Radicale jongeren onderzoeken is een hele kunst

Pedagoog Micha de Winter onderzoekt met enkele collega's (radicale) idealen onder jongeren. Eén van de geïnterviewden verdenkt de wetenschappers van connecties met de AIVD. Hij diende daarom een WOB-verzoek in.

Sinds een paar jaar doe ik met enkele collega’s onderzoek naar jongeren met sterke of extreme idealen. Hiermee bedoelen we jongeren die in de samenleving meestal als ‘radicaal’ en dus als een veiligheidsrisico worden aangeduid. Als pedagogen zijn we echter geïnteresseerd in de vraag wat deze jongeren precies beweegt, hoe de ontwikkeling van hun idealen verloopt en welke rol de verschillende socialiserende omgevingen zoals gezin en school daarin spelen.

Zo interviewden we jonge neonazi’s die vinden dat het Germaanse ras desnoods met geweld verdedigd moet worden tegen joden en moslims (“de Holocaust was een goede zaak”), spraken we met jonge moslimfundamentalisten die vinden dat je burgers in het westen mag aanvallen omdat hun regeringen het op de islam gemunt hebben, en hoorden we van dierenrechtenactivisten dat geweld tegen mensen gerechtvaardigd kan zijn als de bescherming van dieren dit noodzakelijk maakt.

Naar aanleiding hiervan schreven we een boekje, getiteld Idealen op drift. ‘Idealen’, omdat alle jongeren strijden voor een in hun ogen ideale en rechtvaardige samenleving; ‘op drift’ omdat we constateerden dat de meeste jongeren nauwelijks serieuze tegenspraak kregen. 

Veel ouders geven de strijd op, en op scholen kiest men meestal voor een verbod op extremistische uitingen. Wij pleitten voor een perspectiefwisseling: beschouw deze jongeren niet uitsluitend als veiligheidsrisico, maar treedt ze juist tegemoet als actieve, weliswaar fanatieke burgers met wie blijvend het debat en vooral de verbinding moet worden gezocht.

Onlangs kregen we een klacht van het bureau Jansen & Janssen, een ‘grondrechtencollectief dat politie, justitie en inlichtingendiensten kritisch volgt’. Eén van de door ons geïnterviewde jongeren meldde zich bij J&J omdat hij zich door ons misleid voelde.

Volgens hem was hij gevraagd mee te doen aan een onderzoek naar jongeren met sterke idealen, terwijl hij pas later ontdekte dat het om radicaliseringsonderzoek ging. Toen hij ook nog ontdekte dat een van onze onderzoekers ooit een administratief baantje bij de politie had gehad, was de cirkel rond: dit onderzoek moest wel een dekmantel zijn van de AIVD.
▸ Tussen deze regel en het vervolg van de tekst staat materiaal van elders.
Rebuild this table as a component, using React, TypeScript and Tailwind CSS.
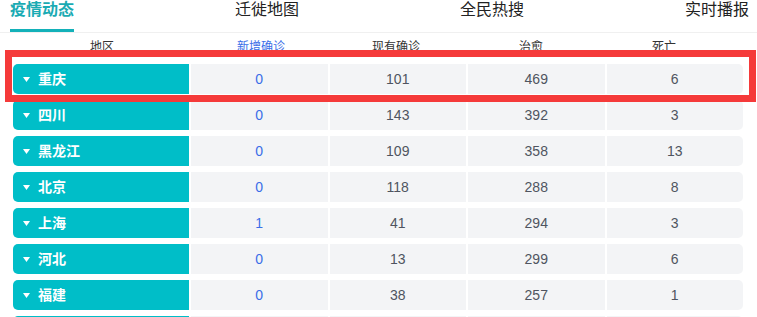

Hij eiste daarom dat zijn interviewmateriaal zou worden vernietigd. Natuurlijk hebben we dat gedaan, en hebben we de klagers uitgenodigd voor een gesprek. De reactie op die uitnodiging was een klacht bij de universitaire vertrouwenscommissie.

Ook die commissie stelde een gesprek voor, en drie onbeantwoorde uitnodigingen later ontving de Universiteit van J&J een WOB-verzoek (Wet Openbaarheid van Bestuur): men eist alle stukken op die betrekking hebben op de financiering van ons onderzoek. Uit het verzoek wordt duidelijk dat men vooral graag wil weten of wij als onderzoekers de facto voor de AIVD werken.

Wij hadden de indieners ook zonder WOB-verzoek uit de droom kunnen helpen: een band met de AIVD kan niet worden gevonden omdat die eenvoudigweg niet bestaat, en omdat wij die vanuit onderzoeksethische overwegingen ook nooit zouden accepteren.

De hamvraag is echter hoe je mensen die consequent weigeren het gesprek met je aan te gaan ooit van je integriteit kunt overtuigen. Wie de wereld ervaart als een complot wil zo min mogelijk tegengeluid toelaten. Dat geldt voor veel van de jongeren die we geïnterviewd hebben, en kennelijk ook voor hun detectives. Het is een dilemma dat we gemeen hebben met veel ouders van de betreffende jongeren.

Voor hen zit er weinig anders op dan te volharden in een liefdevolle bejegening, waardoor hopelijk na verloop van tijd weer ruimte voor gesprek en nuance ontstaat. Ik kan niet beloven dat ik van Jansen en Janssen ga houden, maar wel zullen we blijvend de verbinding zoeken in de hoop dat er uiteindelijk gediscussieerd in plaats van geWOBt wordt.